Bob Kolada wrote:Any thoughts on these?
Who knows? Made by Instrument Makers Anonymous, or however you say that in Chinese, so it's not like they're staking their reputation on how well they put them together. Some might play OK, others not.
I played my bass sax yesterday evening, in rehearsal, Julius Keilwerth from probably the early '80s imported by Armstrong under an H Couf label. (Thought of it when I read a Tubenet comment this morning about awkwardness of `Barnum & Bailey's Favorite' for CC tuba - we played that one, and the bass part was as if written for bass sax - after a couple edits to restore the low Ab's that I'm sure the author must have intended.) No repairs or adjustments for years, and it was playing as smooth and easy as it always does, even though it gets carried around in a gig bag - essentially unprotected, but the case is a giant bummer.
That's a very good thing, because repairs & adjustments are a headache with a big saxophone.

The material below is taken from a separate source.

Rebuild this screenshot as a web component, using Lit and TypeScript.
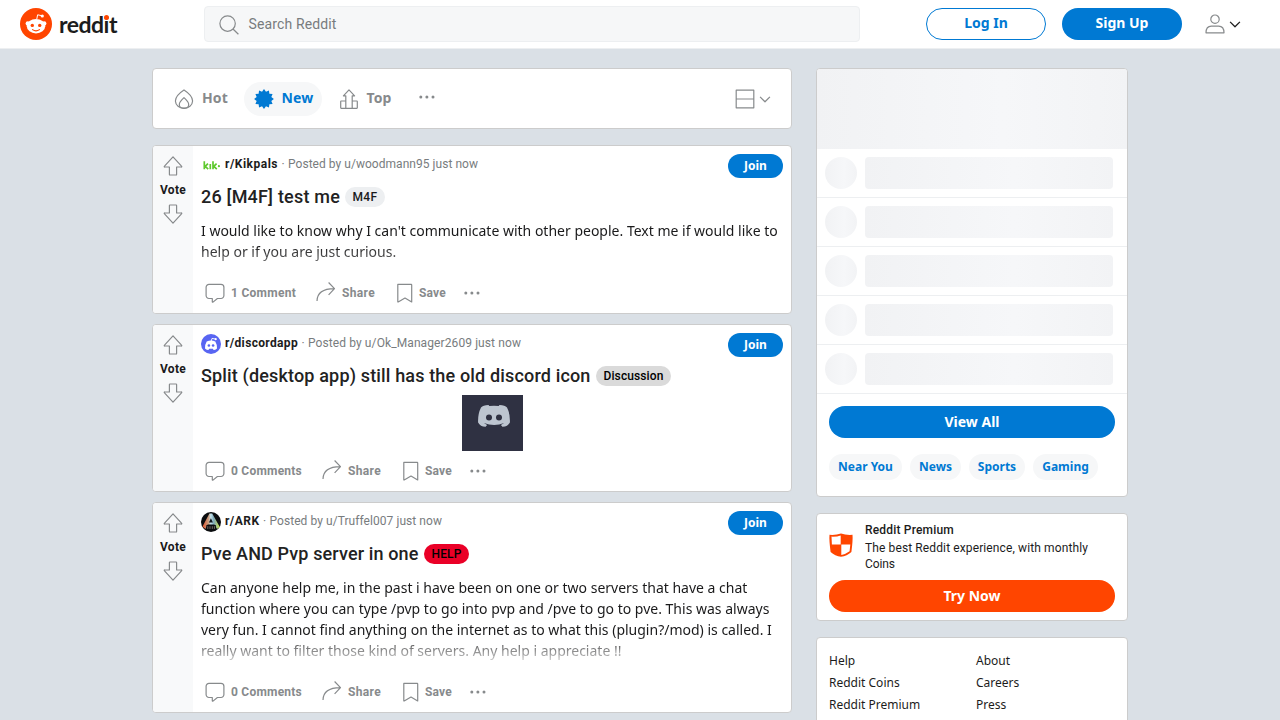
import { LitElement, html, css, svg, nothing } from "lit";
import { customElement, property } from "lit/decorators.js";
import { classMap } from "lit/directives/class-map.js";
import { styleMap } from "lit/directives/style-map.js";

const icon = (body: unknown, size = 20) =>
  html`<svg width=${size} height=${size} viewBox="0 0 20 20" fill="none" stroke="currentColor" stroke-width="1.2" stroke-linejoin="round">${body}</svg>`;

const icons = {
  up: svg`<path d="M10 .8 18.5 10.200a.4.4 0 0 1-.3.8H13.600v7.400a.6.6 0 0 1-.6.6H7a.6.6 0 0 1-.6-.6V11H1.800a.4.4 0 0 1-.3-.8Z"/>`,
  down: svg`<path d="M10 19.200 1.500 9.800a.4.4 0 0 1 .3-.8H6.400V1.600a.6.6 0 0 1 .6-.6h6a.6.6 0 0 1 .6.6V9h4.600a.4.4 0 0 1 .3.8Z"/>`,
  comment: svg`<path d="M7.7 19.2a.4.4 0 0 1-.4-.5v-3.2H4A2.9 2.9 0 0 1 1.1 12.6V4.3A2.9 2.9 0 0 1 4 1.4H16A2.9 2.9 0 0 1 18.9 4.3V12.6A2.9 2.9 0 0 1 16 15.5H12.4L8 19.1a.4.4 0 0 1-.3.1Z"/>`,
  share: svg`<path d="M1 18C1.200 10.300 6.500 5.800 18.200 5.700M12.600-.5 18.500 5.700l-5.900 6.200"/>`,
  save: svg`<path d="M2.8 1.4H16.2a.5.5 0 0 1 .5.5V19L10 15.1 3.2 19a.3.3 0 0 1-.4-.3Z"/>`,
  dots: svg`<g fill="currentColor" stroke="none"><circle cx="3.8" cy="10" r="1.5"/><circle cx="9.9" cy="10" r="1.5"/><circle cx="16" cy="10" r="1.5"/></g>`,
  chevron: svg`<path stroke-width="1.8" d="m3 7 7 7 7-7"/>`,
  hot: svg`<path d="M10 .9C12.8 2.7 18.6 7.1 18.6 12A8.2 7.6 0 0 1 10 19.3 8.2 7.6 0 0 1 1.4 12C1.4 7.1 7.2 2.7 10 .9Z"/><path d="M10 8.6c2.2 2 4.7 4.6 4.7 6.8 0 2.6-2.1 3.8-4.7 3.8s-4.7-1.2-4.7-3.8c0-2.2 2.5-4.8 4.7-6.8Z"/>`,
  top: svg`<path d="M2.2 12h4.6v7.3H2.2a.5.5 0 0 1-.5-.5V12.5a.5.5 0 0 1 .5-.5ZM13.2 12h4.6a.5.5 0 0 1 .5.5v6.3a.5.5 0 0 1-.5.5h-4.6ZM6.8 19.3V6.8H4.4L10 .9l5.6 5.9h-2.4v12.5Z"/>`,
  layout: svg`<path d="M1.2 1.2H18.8V18.8H1.2ZM1.2 10H18.8"/>`,
  user: svg`<circle cx="10" cy="5.2" r="4.2"/><path d="M1 18.8c0-4 2-6.7 5.4-6.7h7.2c3.4 0 5.4 2.7 5.4 6.7Z"/>`,
  search: svg`<circle cx="8.6" cy="8.6" r="7.7"/><path d="m14 14 5.4 5.3"/>`,
};

const burst = Array.from({ length: 24 }, (_, i) => {
  const r = i % 2 ? 7.6 : 9.9;
  const a = (i * Math.PI) / 12;
  return `${(10 + r * Math.sin(a)).toFixed(2)},${(10 - r * Math.cos(a)).toFixed(2)}`;
}).join(" ");

const mascot = html`<svg width="32" height="32" viewBox="0 0 32 32">
  <circle cx="16" cy="16" r="16" fill="#ff4500"/>
  <path d="m16.800 11 .8-4.200 4.700 1" fill="none" stroke="#fff" stroke-width="1"/>
  <circle cx="22.300" cy="8" r="1.600" fill="#fff"/>
  <circle cx="7.900" cy="15.600" r="2.300" fill="#fff"/><circle cx="24.100" cy="15.600" r="2.300" fill="#fff"/>
  <ellipse cx="16" cy="18.200" rx="9.200" ry="7.300" fill="#fff"/>
  <circle cx="12.300" cy="17.400" r="1.700" fill="#ff4500"/><circle cx="19.700" cy="17.400" r="1.700" fill="#ff4500"/>
  <path d="M12.500 21.600c2 1.400 5 1.400 7 0" fill="none" stroke="#ff4500" stroke-width="1.100" stroke-linecap="round"/>
</svg>`;

const avatars: Record<string, unknown> = {
  kik: html`<svg width="20" height="20" viewBox="0 0 20 20"><g stroke="#5fc92e" stroke-width="1.7" fill="none"><path d="M3.3 6.200v8M7 8.600 4.200 11.300 7.200 14.200M9.300 9v5.200M12 6.200v8M15.600 8.600 12.800 11.300 15.800 14.200"/></g><circle cx="17.900" cy="11.200" r="1.100" fill="#5fc92e"/></svg>`,
  discord: html`<svg width="20" height="20" viewBox="0 0 20 20"><circle cx="10" cy="10" r="10" fill="#5865f2"/><path d="M5.700 7.400q4.300-1.800 8.600 0 1.900 3 1.700 7-1.700 1.500-3.400 1.500l-.8-1.200H8.200l-.8 1.200q-1.700 0-3.400-1.500-.2-4 1.700-7Z" fill="#fff"/><path d="m10.200 7 .8-2.600 3.200.6" stroke="#fff" stroke-width=".9" fill="none"/><circle cx="14.700" cy="5.200" r="1.100" fill="#fff"/><circle cx="7.900" cy="11.500" r="1.300" fill="#5865f2"/><circle cx="12.100" cy="11.500" r="1.300" fill="#5865f2"/></svg>`,
  ark: html`<svg width="20" height="20" viewBox="0 0 20 20"><defs><linearGradient id="g"><stop stop-color="#e0532c"/><stop offset=".35" stop-color="#c9a184"/><stop offset=".48" stop-color="#c4e4ee"/><stop offset=".65" stop-color="#7fa9b8"/><stop offset="1" stop-color="#c8e04a"/></linearGradient></defs><circle cx="10" cy="10" r="10" fill="#0b0d0f"/><path d="M8.400 1.500h2.800L18.800 15l-2.800 2-2.600-4.500H6.600L4.400 17l-2.900-2.400Z" fill="url(#g)"/><path d="m9.900 6.200 2 4.400H7.900Z" fill="#101519"/><path d="M5.400 13h9.400v5.200H5.400Z" fill="#0b0d0f"/><path d="M6.800 14.200v2.700M9 14.200v2.700M11.300 14.200v2.700M13.400 14.200v2.700" stroke="#8a8279" stroke-width=".8"/></svg>`,
};

interface Post {
  avatar: string; sub: string; subW: number; by: string; byW: number;
  title: string; titleW: number;
  flair: string; flairW: number; flairBg: string; flairGap: number; flairInk: string;
  lines?: string[]; fade?: string; image?: boolean;
  comments: string; commentsW: number;
}

const posts: Post[] = [
  {
    avatar: "kik", sub: "r/Kikpals", subW: 53, by: "Posted by u/woodmann95 just now", byW: 190,
    title: "26 [M4F] test me", titleW: 139,
    flair: "M4F", flairW: 40, flairBg: "#edeff1", flairGap: 5, flairInk: "#1a1a1b",
    lines: ["I would like to know why I can't communicate with other people. Text me if would like to", "help or if you are just curious."],
    fade: "short", comments: "1 Comment", commentsW: 65,
  },
  {
    avatar: "discord", sub: "r/discordapp", subW: 73, by: "Posted by u/Ok_Manager2609 just now", byW: 213,
    title: "Split (desktop app) still has the old discord icon", titleW: 389.5,
    flair: "Discussion", flairW: 75, flairBg: "#dadada", flairGap: 5.5, flairInk: "#000",
    image: true, comments: "0 Comments", commentsW: 71,
  },
  {
    avatar: "ark", sub: "r/ARK", subW: 34.5, by: "Posted by u/Truffel007 just now", byW: 172.5,
    title: "Pve AND Pvp server in one", titleW: 217.5,
    flair: "HELP", flairW: 45, flairBg: "#ea0027", flairGap: 5.5, flairInk: "#000",
    lines: [
      "Can anyone help me, in the past i have been on one or two servers that have a chat",
      "function where you can type /pvp to go into pvp and /pve to go to pve. This was always",
      "very fun. I cannot find anything on the internet as to what this (plugin?/mod) is called. I",
      "really want to filter those kind of servers. Any help i appreciate !!",
    ],
    fade: "long", comments: "0 Comments", commentsW: 71,
  },
];

/** One line of text whose tracking is adjusted so that it fills the given width. */
@customElement("fit-text")
class FitText extends LitElement {
  @property() text = "";
  @property({ type: Number }) width = 0;

  static styles = css`
    :host { display: block; flex: none; white-space: nowrap; }
    .run { display: inline-block; }
  `;

  render() {
    return html`<span class="run">${this.text}</span>`;
  }

  updated() {
    this.style.width = `${this.width}px`;
    const run = this.renderRoot.querySelector<HTMLElement>(".run")!;
    run.style.letterSpacing = "0px";
    const natural = run.getBoundingClientRect().width;
    run.style.letterSpacing = `${(this.width - natural) / this.text.length}px`;
  }
}

const fit = (text: string, width: number, cls = "") =>
  html`<fit-text class=${cls} .text=${text} .width=${width}></fit-text>`;

const shared = css`
  * { box-sizing: border-box; }
  svg { display: block; flex: none; overflow: visible; }
  .pill {
    display: flex; align-items: center; justify-content: center; border-radius: 999px;
    font: 700 14px/18px "Noto Sans", sans-serif; color: #fff; background: #0079d3; height: 32px;
  }
  .card { background: #fff; border: 1px solid #ccc; border-radius: 4px; }
`;

@customElement("post-card")
class PostCard extends LitElement {
  @property({ attribute: false }) post!: Post;

  static styles = [shared, css`
    :host { display: block; }
    .card { display: flex; overflow: hidden; }
    .votes { width: 40px; flex: none; background: #f8f9fa; display: flex; flex-direction: column; align-items: center; padding-top: 9.5px; color: #878a8c; }
    .label { font: 700 12px/16px Roboto, sans-serif; color: #1a1a1b; margin: 6.5px 0 6px; }
    .main { flex: 1; min-width: 0; padding: 8px 8px 0; display: flex; flex-direction: column; }
    .head { display: flex; height: 24px; font: 12px/20px Roboto, sans-serif; color: #787c7e; }
    .avatar { margin: 1px 4px 0 0; }
    .sub { font-weight: 700; color: #1c1c1c; }
    .sep { width: 10px; text-align: center; }
    .join { margin-left: auto; width: 55px; height: 24px; font-size: 12px; line-height: 16px; }
    .titlerow { display: flex; height: 22px; margin-top: 8px; align-items: center; font: 500 18px/22px Roboto, sans-serif; color: #222; }
    .flair { display: flex; align-items: center; justify-content: center; height: 20px; border-radius: 20px; font: 500 12px/16px Roboto, sans-serif; }
    .body { margin-top: 12px; height: 53px; font: 14px/21px "Noto Sans", sans-serif; color: #1a1a1b; white-space: nowrap; }
    .short { -webkit-mask-image: linear-gradient(180deg, #000 50%, transparent 130%); }
    .body.long { height: 95px; -webkit-mask-image: linear-gradient(180deg, #000 60%, transparent 96%); }
    .media { margin-top: 8px; height: 56px; display: flex; justify-content: center; }
    .actions { display: flex; height: 40px; align-items: center; padding-left: 4px; font: 700 12px/16px Roboto, sans-serif; color: #878a8c; }
    .action { display: flex; align-items: center; gap: 6px; margin-right: 20px; }
    .action.keep { gap: 4px; margin-right: 16px; }
  `];

  render() {
    const p = this.post;
    return html`<article class="card">
      <div class="votes">${icon(icons.up)}<span class="label">${fit("Vote", 26)}</span>${icon(icons.down)}</div>
      <div class="main">
        <div class="head">
          <span class="avatar">${avatars[p.avatar]}</span>
          ${fit(p.sub, p.subW, "sub")}<span class="sep">·</span>${fit(p.by, p.byW)}
          <span class="pill join">Join</span>
        </div>
        <div class="titlerow">${fit(p.title, p.titleW)}
          <span class="flair" style=${styleMap({ width: `${p.flairW}px`, background: p.flairBg, marginLeft: `${p.flairGap}px`, color: p.flairInk })}>${fit(p.flair, p.flairW - 15)}</span>
        </div>
        ${p.lines ? html`<div class=${classMap({ body: true, [p.fade!]: true })}>${p.lines.map((l) => html`<div>${l}</div>`)}</div>` : nothing}
        ${p.image ? html`<div class="media"><svg width="61" height="56" viewBox="0 0 61 56">
            <path d="M0 0h61v56H0Z" fill="#2f3142"/>
            <path d="M26.500 10q-5.500.4-7.500 2.400-3.300 6.500-2.900 15.200 2.300 4.300 7.500 4.200l1.500-1.900-3.200-1.800q10.400 4 20.200 0l-3.200 1.800 1.500 1.900q5.200.1 7.500-4.200.4-8.700-2.900-15.200-2-2-7.500-2.400l-.8 1q-4.700-.6-9.400 0Z" fill="#bdc5d0"/>
            <circle cx="27" cy="22.600" r="3" fill="#2f3142"/><circle cx="37" cy="22.600" r="3" fill="#2f3142"/>
          </svg></div>` : nothing}
        <div class="actions">
          <span class="action">${icon(icons.comment)}${fit(p.comments, p.commentsW)}</span>
          <span class="action">${icon(icons.share)}${fit("Share", 33)}</span>
          <span class="action keep">${icon(icons.save)}${fit("Save", 27)}</span>
          ${icon(icons.dots)}
        </div>
      </div>
    </article>`;
  }
}

@customElement("app-root")
class AppRoot extends LitElement {
  static styles = [shared, css`
    :host { display: block; height: 720px; overflow: hidden; background: #dae0e6; font-family: "Noto Sans", sans-serif; color: #1c1c1c; }
    .top { height: 49px; background: #fff; border-bottom: 1px solid #edeff1; display: flex; align-items: center; padding: 0 20px; }
    .brand { display: flex; align-items: center; width: 184px; gap: 7px; }
    .word { position: relative; font: 700 23px/32px Lato, sans-serif; color: #1c1c1c; }
    .dot { position: absolute; left: 45px; top: 7px; width: 5px; height: 5px; border-radius: 50%; background: #ff4500; }
    .search { width: 656px; height: 36px; background: #f6f7f8; border: 1px solid #edeff1; border-radius: 4px; display: flex; align-items: center; padding-left: 14px; gap: 9.500px; font: 14px/18px Roboto, sans-serif; color: #787c7e; }
    .search svg { color: #878a8c; transform: translateY(1px); }
    .auth { width: 120px; padding-bottom: 2px; }
    .login { margin: 0 16px 0 66px; background: #fff; color: #0079d3; border: 1px solid #0079d3; }
    .account { display: flex; align-items: center; gap: 3px; margin-left: 23px; color: #878a8c; }
    .dark { color: #1c1c1c; }
    .page { display: grid; grid-template-columns: 640px 312px; column-gap: 24px; justify-content: center; padding-top: 19px; align-items: start; }
    .feed { display: flex; flex-direction: column; gap: 10px; }
    .sort { height: 61px; margin-bottom: 6px; display: flex; align-items: center; padding: 0 19px 0 12px; color: #878a8c; font: 700 14px/18px "Noto Sans", sans-serif; }
    .tab { display: flex; align-items: center; height: 34px; gap: 8px; padding: 0 8px 2px 9px; border-radius: 20px; margin-right: 8px; }
    .tab svg { transform: translateY(1px); }
    .tab.more { padding-bottom: 5px; }
    .tab.active { background: #f6f7f8; color: #0079d3; padding-left: 9.500px; }
    .view { margin-left: auto; display: flex; align-items: center; gap: 3px; }
    .side { display: flex; flex-direction: column; gap: 16px; }
    .communities { overflow: hidden; }
    .banner, .bar, .disc { background: linear-gradient(91deg, #f1f2f4, #f6f7f9 60%, #f2f3f5); }
    .banner { height: 80px; }
    .row { display: flex; gap: 8px; padding: 8px; height: 49px; border-bottom: 1px solid #edeff1; }
    .disc { width: 32px; height: 32px; border-radius: 50%; }
    .bar { width: 248px; height: 32px; border-radius: 4px; }
    .all { margin: 12px 12px 16px; }
    .chips { display: flex; gap: 8px; padding: 0 12px 16px; }
    .chip { height: 26px; border-radius: 20px; background: #f6f7f8; color: #0079d3; font: 700 12px/26px "Noto Sans", sans-serif; text-align: center; }
    .premium { padding: 7px 12px 8px; height: 108px; display: flex; flex-direction: column; }
    .pitch { display: flex; gap: 12px; align-items: center; height: 51px; margin-bottom: 8px; font: 12px/16px Roboto, sans-serif; color: #1c1c1c; }
    .pitch svg { margin-bottom: 4px; }
    .strong { font-weight: 500; line-height: 16px; padding-bottom: 2px; }
    .try { background: #ff4500; flex: none; }
    .links { display: grid; grid-template-columns: 147px 1fr; padding: 12px; height: 140px; align-content: start; font: 12px/22px "Noto Sans", sans-serif; }
  `];

  render() {
    return html`
      <header class="top">
        <div class="brand">${mascot}<div class="word">${fit("reddit", 58)}<i class="dot"></i></div></div>
        <div class="search">${icon(icons.search)}${fit("Search Reddit", 88)}</div>
        <span class="pill auth login">Log In</span><span class="pill auth">Sign Up</span>
        <div class="account">${icon(icons.user)}<span class="dark">${icon(icons.chevron, 14)}</span></div>
      </header>
      <main class="page">
        <section class="feed">
          <nav class="card sort">
            <span class="tab">${icon(icons.hot)}${fit("Hot", 26)}</span>
            <span class="tab active"><svg width="20" height="20" viewBox="0 0 20 20" fill="currentColor"><polygon points=${burst}/></svg>${fit("New", 32)}</span>
            <span class="tab">${icon(icons.top)}${fit("Top", 25)}</span>
            <span class="tab more">${icon(icons.dots)}</span>
            <span class="view">${icon(icons.layout)}${icon(icons.chevron, 14)}</span>
          </nav>
          ${posts.map((p) => html`<post-card .post=${p}></post-card>`)}
        </section>
        <aside class="side">
          <div class="card communities">
            <div class="banner"></div>
            ${[0, 1, 2, 3, 4].map(() => html`<div class="row"><div class="disc"></div><div class="bar"></div></div>`)}
            <div class="pill all">View All</div>
            <div class="chips">
              ${([["Near You", 73], ["News", 51], ["Sports", 56], ["Gaming", 65]] as const).map(([t, w]) => html`<span class="chip" style=${styleMap({ width: `${w}px` })}>${t}</span>`)}
            </div>
          </div>
          <div class="card premium">
            <div class="pitch">
              <svg width="24" height="24" viewBox="0 0 24 24"><path d="M.5 1.800Q7 2.300 12 .5Q17 2.300 23.500 1.800Q24 7 22.400 19Q18 23 12 23.800Q6 23 1.600 19Q0 7 .5 1.800Z" fill="#ff4500"/><path d="M2.500 3.600Q8 3.800 11.700 2.400V11.500H2.900ZM12.300 11.500H21.300L20.600 18.200Q16.500 21.200 12.300 22Z" fill="#fff"/></svg>
              <div>${fit("Reddit Premium", 89, "strong")}${fit("The best Reddit experience, with monthly", 223)}${fit("Coins", 30)}</div>
            </div>
            <div class="pill try">Try Now</div>
          </div>
          <div class="card links">
            ${["Help", "About", "Reddit Coins", "Careers", "Reddit Premium", "Press"].map((t) => html`<span>${t}</span>`)}
          </div>
        </aside>
      </main>`;
  }
}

If it started playing rough and needed work, I would try to do what I can myself before taking it anywhere. I can find leaks, re-float a pad, replace cork, but key mechanism adjustments I'm not so sure whether I could trust myself to do the right thing. But technicians around here, that I have any experience with, will either take months to get around to your big saxophone, or they'll do a bunch of chargeable stuff but fail to make it play any better, so you end up doing the rest of the work yourself anyway.
So a saxophone that will hold up to routine abuse will save you a lot of grief. Big saxophones are subject to the same laws of physics that make the giant ants of B movies impossible in real life - the bigger they get, the more delicate they are. Along with "plays great", I would want to check that a sax "stays great" thanks to sturdy, well engineered key mechanism.